Before going further in details of vectorized implementation, let's check whether naive implementation agrees with vectorized implementation. For checking this we will use Frobenius norm of the difference matrix $C1$ and $C2$.

In [9]:
def compare_matrices(A, B, eps=0.001):
    """Compare whether two matrices are identical.
    
    Args: 
        A: `numpy.ndarray` MxD dimensional array.
        B: `numpy.ndarray` NxD dimensional.
    
    Returns: `boolean`
    
    Raises:
        ValueError: Incompatible matrix dimensions.
    """
    if A.shape[1] != B.shape[1]:
        raise ValueError('Incompatible dimensions of matrices!')
        
    diff = np.linalg.norm(A - B, ord='fro')
    print("Difference: %f" % diff)
    return diff < eps

In [11]:
compare_matrices(C1, C2)

Difference: 0.000000


True

### Mathematical explanation

There are only 3 lines of code in vectorized implementation. But we will go through the details step by step, clarifying every aspect of the code.

Let $A = \begin{bmatrix} 
    a_{11} & a_{12} & a_{13} & \dots & a_{1d} \\
    a_{21} & a_{22} & a_{23} & \dots & a_{2d} \\
    \vdots & \vdots & \vdots & \ddots & \vdots \\
    a_{m1} & a_{m2} & a_{m3} & \dots & a_{md}
\end{bmatrix}$, 
$B = \begin{bmatrix} 
    b_{11} & b_{12} & b_{13} & \dots & b_{1d} \\
    b_{21} & b_{22} & b_{23} & \dots & b_{2d} \\
    \vdots & \vdots & \vdots & \ddots & \vdots \\
    b_{n1} & b_{n2} & b_{n3} & \dots & b_{nd}
\end{bmatrix}$

What we really want at the end is matrix $C = \begin{bmatrix} 
    c_{11} & c_{12} & c_{13} & \dots & c_{1n} \\
    c_{21} & c_{22} & c_{23} & \dots & c_{2n} \\
    \vdots & \vdots & \vdots & \ddots & \vdots \\
    c_{m1} & c_{m2} & c_{m3} & \dots & c_{mn}
\end{bmatrix}$

Where $c_{ij} = \sqrt{(a_{i1} - b_{j1})^2 + (a_{i2} - b_{j2})^2 + \dots + (a_{id} - b_{jd})^2}$ Euclidean distance between point (row) $i$ in $A$ and point (row) $j$ in $B$.

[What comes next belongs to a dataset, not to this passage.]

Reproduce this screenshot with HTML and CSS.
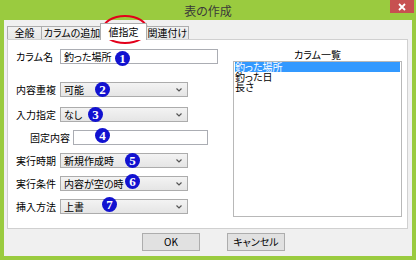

Expanding the expression under the square root gives the following:

$(a_{i1} - b_{j1})^2 + (a_{i2} - b_{j2})^2 + \dots + (a_{id} - b_{jd})^2 = 
a_{i1}^2 + \dots + a_{id}^2 + b_{j1}^2 + \dots + b_{jd}^2 - 2(a_{i1}b_{j1} + \dots + a_{id}b_{jd})$

The **crucial observation** here is that sum $a_{i1}^2 + \dots + a_{id}^2$ appears in every column of row $i$ of $C$, while sum $b_{j1}^2 + \dots + b_{jd}^2$ appears in every row of column $j$ of $C$.

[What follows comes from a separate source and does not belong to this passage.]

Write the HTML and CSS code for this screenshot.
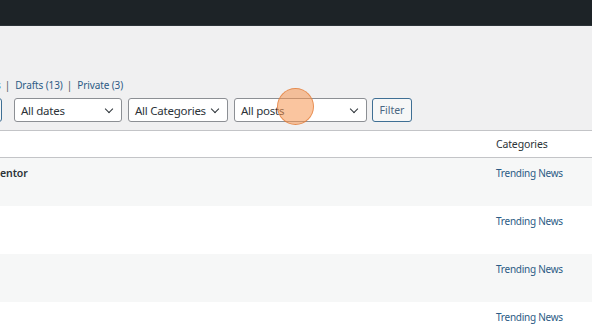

The sum $a_{i1}^2 + \dots + a_{id}^2$ is just summing the square of each entry in $i^{th}$ row of matrix $A$. This is exactly what code snippet in vectorized implementation `A_sqr = np.sum(np.square(A), axis=1).reshape(A.shape[0], -1)` does for all rows in $A$. More concretely, `A_sqr` will be NumPy array of shape $(m, 1)$ where each element of `A_sqr[m, i]` is sum of squares of entries in $i^{th}$ row of $A$.  Here, we reshape `A_sqr`, because we want it in every column of $C$.

Similar argument is true for $b_{j1}^2 + \dots + b_{jd}^2$ and line `B_sqr = np.sum(np.square(B), axis=1)` does the same for all rows in B. Notice, that we do not reshape this, because we want it in every row of $C$.

The sum $(a_{i1}b_{j1} + \dots + a_{id}b_{jd})$ can be written as $ab^{T}$, where $a$ and $b$ are treated as **row vectors**. For all rows in $A$ and for all rows in $B$ this can be written as $AB^{T}$.

The line `C = np.sqrt(A_sqr - 2*A.dot(B.T) + B_sqr)` gives the final result, but do not forget to take the square root!